I hate it when a dog starts barking and then every other dog nearby retweets him.
I’m married, so I recorded the last time I had sex 4 years ago, I’ll open the windows at 3 am and play it to impress the neighbors.
I just play poker so I can say I’m going all in without smirking.
[Satanic ritual]
Leader [pinching the bridge of his nose]: what is this
Me: the sacrifice
Leader: they’re cupcakes
Me: YEAH, BARRY, DEVIL’S FOOD AND I’LL HAVE YOU KNOW I SACRIFICED MY ENTIRE DAY TO MAKE THEM
I’ve learnt a lot from the movies over the years, such as how to count using Roman numerals…
I, II, III, IV, V, Balboa.
If anyone asks, I’m drinking all this wine to collect corks for a pinterest project.
Some people are like 5yr olds, they shake heads in agreement, but you KNOW by the look in their eyes, they have no clue what you just said.
me: how would you like the steak sir
sir: well done
me: thank you but how would you like the steak
4: okay, I will be Mario and you will be the goomba–
Husband: NO, no, you’re not jumping on my head.
4: *sigh* kay…
me: three breakfast sandwiches, two everything bagels, four chocolate donuts, and coffee
drive-thru person: how many coffees?
me: one please
I have a very dry sense of humor.

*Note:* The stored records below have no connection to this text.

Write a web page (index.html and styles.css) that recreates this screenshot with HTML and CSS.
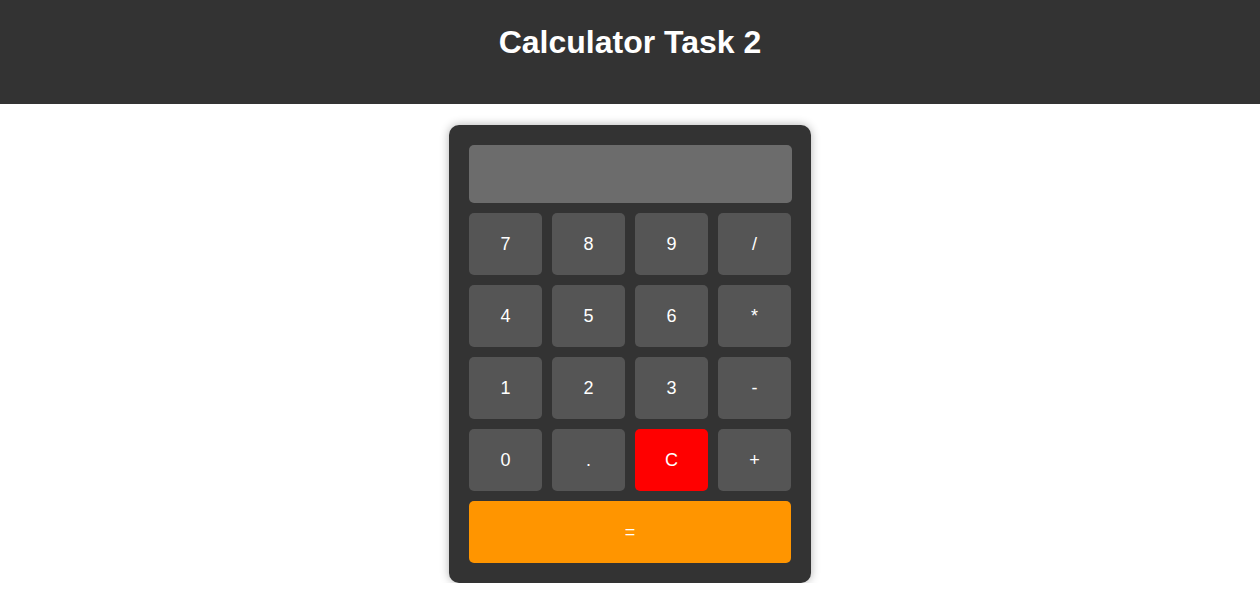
FILE: index.html
```html
<!DOCTYPE html>
<html>
<head>
<meta charset="utf-8">
<title>Calculator Task 2</title>
<link rel="stylesheet" href="styles.css">
</head>
<body>
<header class="header">
  <h1 class="title">Calculator Task 2</h1>
</header>
<main class="main">
  <div class="calc">
    <div class="display"></div>
    <div class="keys">
      <button class="key">7</button>
      <button class="key">8</button>
      <button class="key">9</button>
      <button class="key">/</button>
      <button class="key">4</button>
      <button class="key">5</button>
      <button class="key">6</button>
      <button class="key">*</button>
      <button class="key">1</button>
      <button class="key">2</button>
      <button class="key">3</button>
      <button class="key">-</button>
      <button class="key">0</button>
      <button class="key">.</button>
      <button class="key key-clear">C</button>
      <button class="key">+</button>
      <button class="key key-equals">=</button>
    </div>
  </div>
</main>
</body>
</html>
```

FILE: styles.css
```css
* { box-sizing: border-box; }
body {
  margin: 0;
  font-family: "Liberation Sans", Arial, sans-serif;
  background: #fff;
}
.header {
  background: #333;
  height: 104px;
  padding-top: 24px;
  text-align: center;
}
.title {
  margin: 0;
  color: #fff;
  font-size: 32px;
  line-height: 37px;
  font-weight: bold;
}
.main {
  display: flex;
  justify-content: center;
  padding-top: 21px;
}
.calc {
  width: 362px;
  background: #333;
  border-radius: 10px;
  padding: 20px;
  box-shadow: 0 0 10px rgba(0, 0, 0, 0.3);
}
.display {
  width: 323px;
  height: 58px;
  background: #6c6c6c;
  border-radius: 5px;
  margin-bottom: 10px;
}
.keys {
  display: grid;
  grid-template-columns: repeat(4, 73px);
  grid-auto-rows: 62px;
  gap: 10px;
}
.key {
  border: none;
  border-radius: 5px;
  background: #555;
  color: #fff;
  font-family: "Liberation Sans", Arial, sans-serif;
  font-size: 18px;
  padding: 0;
}
.key-clear { background: #ff0000; }
.key-equals {
  grid-column: 1 / -1;
  background: #ff9500;
}
```
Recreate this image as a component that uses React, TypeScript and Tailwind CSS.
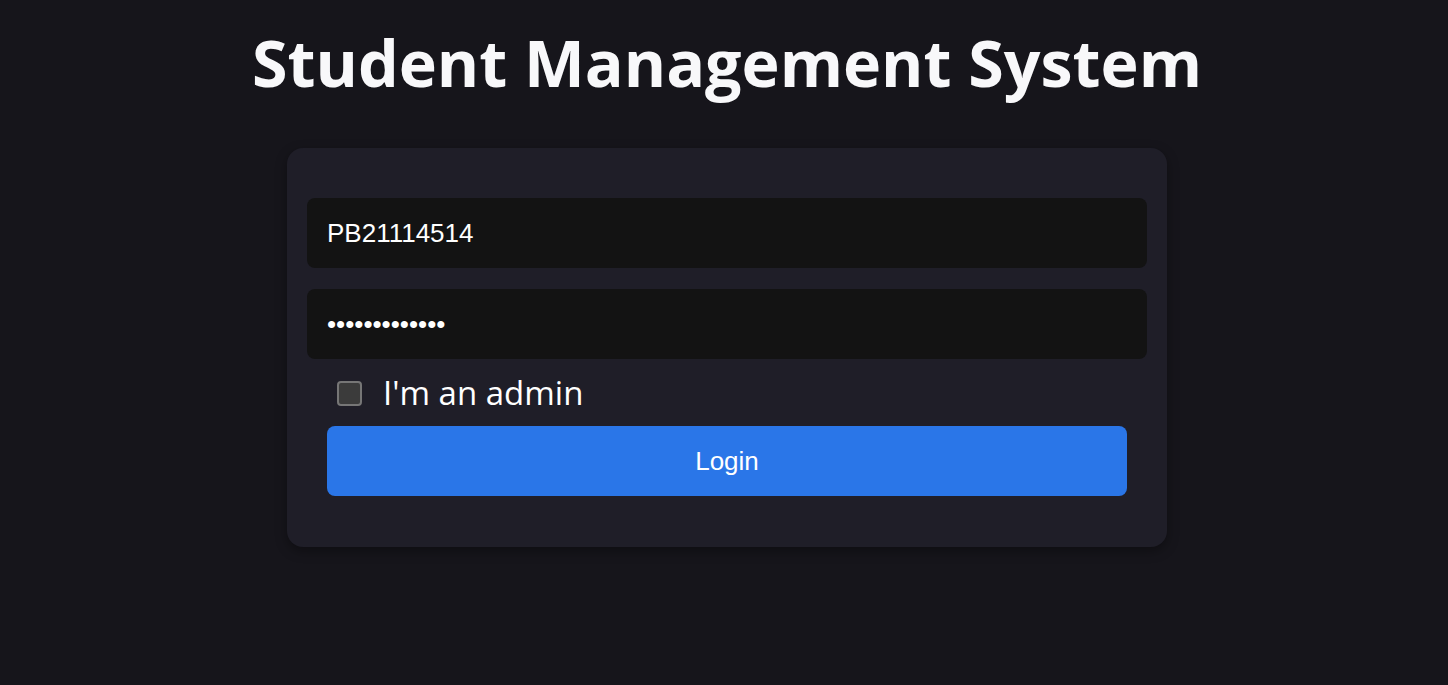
import React, { useState } from "react";

const App: React.FC = () => {
    const [studentId, setStudentId] = useState("PB21114514");
    const [password, setPassword] = useState("1234567890123");
    const [isAdmin, setIsAdmin] = useState(false);

    return (
        <div className="min-h-screen w-full bg-[#16151b] pl-[6px] flex flex-col items-center font-['Open_Sans',sans-serif]">
            <h1 className="mt-[22px] text-[64.5px] leading-[80px] font-bold text-[#f8f8fa]">
                Student Management System
            </h1>

            <form
                className="mt-[46px] w-[880px] rounded-2xl bg-[#1f1e28] px-5 pt-[50px] pb-[51px] shadow-[0_4px_12px_rgba(0,0,0,0.35)] flex flex-col"
                onSubmit={(e) => e.preventDefault()}
            >
                <input
                    type="text"
                    value={studentId}
                    onChange={(e) => setStudentId(e.target.value)}
                    className="h-[70px] w-full rounded-lg bg-[#131313] px-5 text-[26px] text-white outline-none font-['Liberation_Sans',Arial,sans-serif]"
                />
                <input
                    type="password"
                    value={password}
                    onChange={(e) => setPassword(e.target.value)}
                    className="mt-[21px] h-[70px] w-full rounded-lg bg-[#131313] px-5 text-[26px] text-white outline-none font-['Liberation_Sans',Arial,sans-serif]"
                />

                <label className="mt-4 ml-[30px] flex items-center gap-[21px] cursor-pointer">
                    <input
                        type="checkbox"
                        checked={isAdmin}
                        onChange={(e) => setIsAdmin(e.target.checked)}
                        className="appearance-none h-[25px] w-[25px] rounded-[4px] border-2 border-[#767676] bg-[#3b3b3b] checked:bg-[#2a76e8]"
                    />
                    <span className="text-[33px] leading-[36px] text-white">I'm an admin</span>
                </label>

                <button
                    type="submit"
                    className="mt-[15px] mx-5 h-[70px] rounded-lg bg-[#2a76e8] text-[26px] text-white font-['Liberation_Sans',Arial,sans-serif]"
                >
                    Login
                </button>
            </form>
        </div>
    );
};

export default App;
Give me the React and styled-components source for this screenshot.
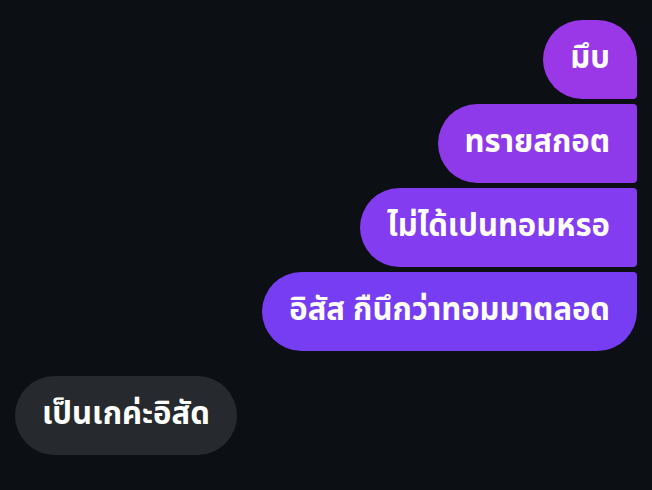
import React from "react";
import styled, { createGlobalStyle } from "styled-components";

const Global = createGlobalStyle`
  html, body { margin: 0; padding: 0; background: #0c1014; }
  body { font-family: "Noto Sans", "Noto Sans Thai", "Inter", sans-serif; }
`;

const Page = styled.div`
  width: 652px;
  height: 490px;
  background: #0c1014;
  box-sizing: border-box;
  padding: 20px 15px 0 15px;
  display: flex;
  flex-direction: column;
`;

const Group = styled.div`
  display: flex;
  flex-direction: column;
  align-items: ${(p) => (p.$mine ? "flex-end" : "flex-start")};
  gap: 5px;
  margin-bottom: 25px;
`;

const Bubble = styled.div`
  height: 79px;
  box-sizing: border-box;
  display: flex;
  align-items: center;
  padding: 0 27px 2px 27px;
  color: #fff;
  font-size: 31px;
  font-weight: 700;
  white-space: nowrap;
  border-radius: ${(p) => p.$radius};
  background: ${(p) => p.$bg};
`;

const msgs = [
  { t: "มึบ", r: "40px 40px 4px 40px", bg: "#9a38e8" },
  { t: "ทรายสกอต", r: "40px 4px 4px 40px", bg: "#8e3aeb" },
  { t: "ไม่ได้เปนทอมหรอ", r: "40px 4px 4px 40px", bg: "#833cef" },
  { t: "อิสัส กืนึกว่าทอมมาตลอด", r: "40px 4px 40px 40px", bg: "#773df2" },
];

export default function App() {
  return (
    <Page>
      <Global />
      <Group $mine>
        {msgs.map((m) => (
          <Bubble key={m.t} $radius={m.r} $bg={m.bg}>
            {m.t}
          </Bubble>
        ))}
      </Group>
      <Group>
        <Bubble $radius="40px" $bg="#262a2e">
          เป็นเกค่ะอิสัด
        </Bubble>
      </Group>
    </Page>
  );
}
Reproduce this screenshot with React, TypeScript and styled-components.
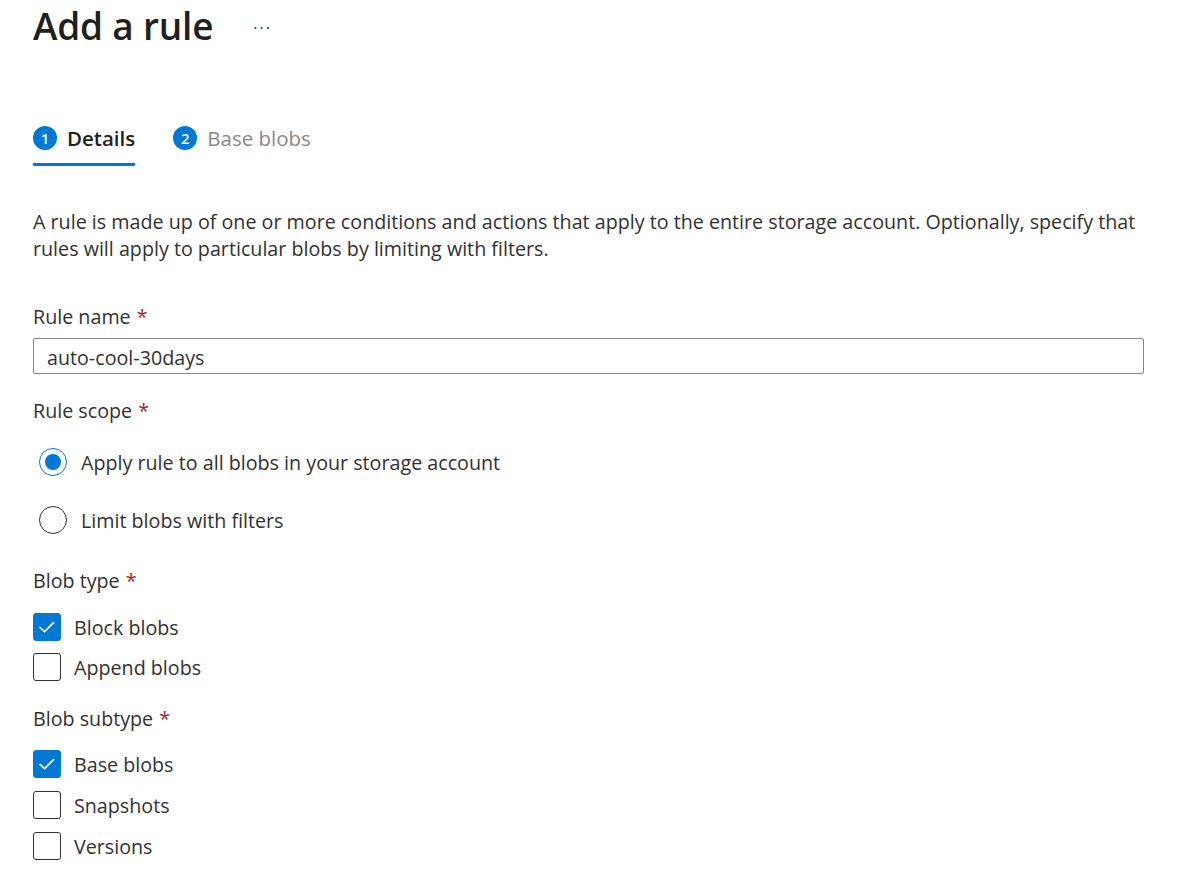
import React from "react";
import styled, { createGlobalStyle } from "styled-components";

const Global = createGlobalStyle`
  html, body { margin: 0; padding: 0; background: #ffffff; }
  body { font-family: "Open Sans", "Noto Sans", "Liberation Sans", sans-serif; color: #323130; }
  * { box-sizing: border-box; }
`;

const Page = styled.div`
  padding: 0 56px 0 33px;
  font-size: 19.7px;
  line-height: 27px;
`;

const Header = styled.div`
  display: flex;
  align-items: center;
  height: 52px;
`;

const Title = styled.h1`
  margin: 0;
  font-size: 37px;
  font-weight: 600;
  line-height: 52px;
  color: #201f1e;
  letter-spacing: -0.2px;
`;

const More = styled.span`
  margin-left: 40px;
  font-size: 16px;
  letter-spacing: 2px;
  color: #323130;
  position: relative;
  top: 2px;
`;

const Tabs = styled.div`
  display: flex;
  gap: 38px;
  margin-top: 72px;
`;

const Tab = styled.div<{ $active?: boolean }>`
  display: flex;
  align-items: center;
  gap: 10px;
  height: 42px;
  padding-bottom: 11px;
  border-bottom: 3px solid ${(p) => (p.$active ? "#0078d4" : "transparent")};
  color: ${(p) => (p.$active ? "#201f1e" : "#8a8886")};
  font-weight: ${(p) => (p.$active ? 600 : 400)};
  font-size: 20.5px;
`;

const StepNum = styled.span`
  display: inline-flex;
  align-items: center;
  justify-content: center;
  width: 24px;
  height: 24px;
  border-radius: 50%;
  background: #0078d4;
  color: #ffffff;
  font-size: 15px;
  font-weight: 600;
  line-height: 1;
`;

const Intro = styled.p`
  margin: 42px 0 0;
`;

const Label = styled.div<{ $gap: number }>`
  margin-top: ${(p) => p.$gap}px;
`;

const Req = styled.span`
  color: #a4262c;
  margin-left: 6px;
`;

const TextInput = styled.input`
  display: block;
  width: 100%;
  height: 36px;
  margin-top: 8px;
  padding: 2px 13px 0;
  border: 1px solid #8a8886;
  border-radius: 2px;
  font: inherit;
  color: #323130;
  outline: none;
`;

const RadioGroup = styled.div`
  display: flex;
  flex-direction: column;
  gap: 30px;
  margin-top: 24px;
  padding-left: 6px;
`;

const OptionRow = styled.label`
  display: flex;
  align-items: center;
  height: 28px;
`;

const Radio = styled.span<{ $checked?: boolean }>`
  flex: none;
  width: 28px;
  height: 28px;
  border-radius: 50%;
  border: 1.5px solid ${(p) => (p.$checked ? "#0078d4" : "#323130")};
  display: flex;
  align-items: center;
  justify-content: center;
  margin-right: 14px;
  &::after {
    content: "";
    display: ${(p) => (p.$checked ? "block" : "none")};
    width: 16px;
    height: 16px;
    border-radius: 50%;
    background: #0078d4;
  }
`;

const CheckGroup = styled.div<{ $gap: number; $spacing: number }>`
  display: flex;
  flex-direction: column;
  gap: ${(p) => p.$spacing}px;
  margin-top: ${(p) => p.$gap}px;
`;

const Box = styled.span<{ $checked?: boolean }>`
  flex: none;
  width: 28px;
  height: 28px;
  border-radius: 3px;
  border: 1.5px solid ${(p) => (p.$checked ? "#0078d4" : "#323130")};
  background: ${(p) => (p.$checked ? "#0078d4" : "#ffffff")};
  display: flex;
  align-items: center;
  justify-content: center;
  margin-right: 13px;
`;

const Check = () => (
  <svg width="20" height="20" viewBox="0 0 20 20" fill="none">
    <path d="M3.2 10.6 L7.6 14.6 L16.6 5.6" stroke="#ffffff" strokeWidth="1.7" strokeLinecap="round" strokeLinejoin="round" />
  </svg>
);

const CheckItem = ({ label, checked }: { label: string; checked?: boolean }) => (
  <OptionRow>
    <Box $checked={checked}>{checked && <Check />}</Box>
    {label}
  </OptionRow>
);

export default function App() {
  return (
    <>
      <Global />
      <Page>
        <Header>
          <Title>Add a rule</Title>
          <More>···</More>
        </Header>
        <Tabs>
          <Tab $active>
            <StepNum>1</StepNum>
            Details
          </Tab>
          <Tab>
            <StepNum>2</StepNum>
            Base blobs
          </Tab>
        </Tabs>
        <Intro>
          A rule is made up of one or more conditions and actions that apply to the entire storage account. Optionally, specify that rules will apply to particular blobs by limiting with filters.
        </Intro>
        <Label $gap={41}>
          Rule name<Req>*</Req>
        </Label>
        <TextInput defaultValue="auto-cool-30days" />
        <Label $gap={23}>
          Rule scope<Req>*</Req>
        </Label>
        <RadioGroup>
          <OptionRow>
            <Radio $checked />
            Apply rule to all blobs in your storage account
          </OptionRow>
          <OptionRow>
            <Radio />
            Limit blobs with filters
          </OptionRow>
        </RadioGroup>
        <Label $gap={33}>
          Blob type<Req>*</Req>
        </Label>
        <CheckGroup $gap={19} $spacing={12}>
          <CheckItem label="Block blobs" checked />
          <CheckItem label="Append blobs" />
        </CheckGroup>
        <Label $gap={24}>
          Blob subtype<Req>*</Req>
        </Label>
        <CheckGroup $gap={18} $spacing={13}>
          <CheckItem label="Base blobs" checked />
          <CheckItem label="Snapshots" />
          <CheckItem label="Versions" />
        </CheckGroup>
      </Page>
    </>
  );
}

So I drink moisturizer.
holding an old, ratty phone charger cable at just the right angle so that the phone charges is this generation’s rabbit ear antennas for a TV
Twitter: “New audio and video calling is here!”
Me: “No, it’s f*cking NOT.” *Disables feature.*
GPS: left—left again—take another left—ur gonna want to take this left—stay left
NASCAR DRIVER: why is there a gps in here
“It’s not a competition” you say as you lose the secret competition.